Catastroika can be spotted in post-Thatcherite Britain, where citizens were killed in accidents at the privatized rail network. It can be detected in the Dutch privatized and liberalized postal sector, where thousands of jobs have been cut, It can be detected even in California, which left her citizens in the dark when it deregulated the energy market.
However, its consequences are the gravest and most frightening at countries which fell in the trap of foreign lenders and are obliged to proceed to mass privatization. The public property sell-off which takes place in Greece has been tried several times in similar circumstances. The same people, who undertook the selling of public utilities in Latin American countries, now have moved their office in countries of the European periphery.

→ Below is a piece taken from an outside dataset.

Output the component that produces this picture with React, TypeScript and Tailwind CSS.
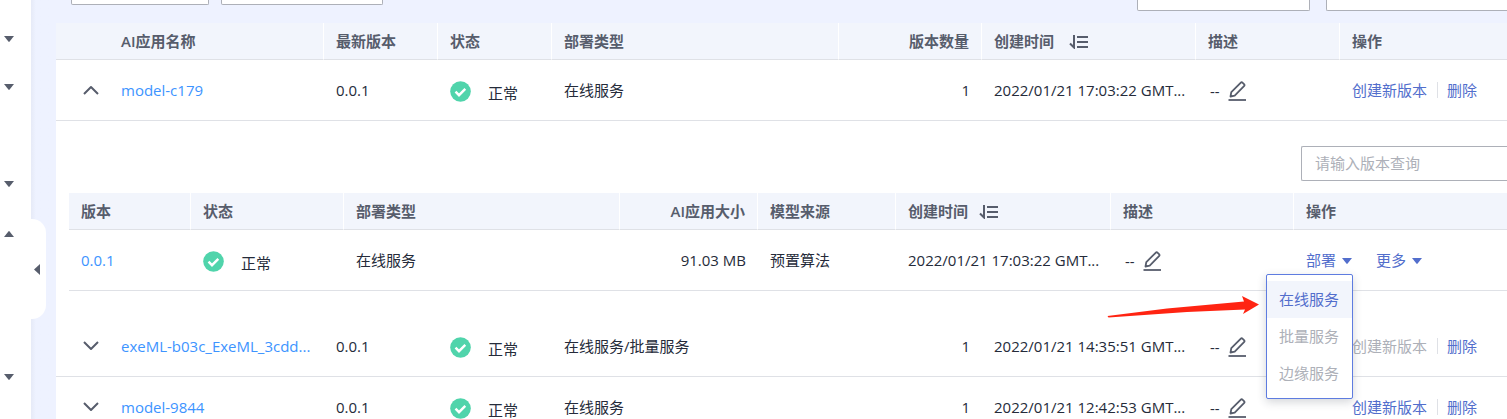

The procedure always follows exactly the same steps: In the beginning, the government, in collaboration with mass media, starts a forceful attack against public servants, who are presented as responsible for all the country’s financial woes. The myth of the overextended public sector is often based on manipulated data from organizations supported and supporting the government of the time. Concurrently, specific public organizations are deliberately left unsupported, exasperating citizens due to their inefficiency. The process is completed by the sell-off of even the most profitable public organizations at a fraction of their real value.
Slavoj Zizek, Naomi Klein, Luis Sepulveda, Ken Loach and Greg Palast talk about the austerity measures, the Greek government as well as the attack against Democracy on Europe, after the general spreading of the financial crisis. Dani Rodrik, Alex Callinicos, Ben Fine, Costas Douzinas, Dean Baker and Aditya Chakrabortty present unknown aspects of the privatization programs in Greece and abroad.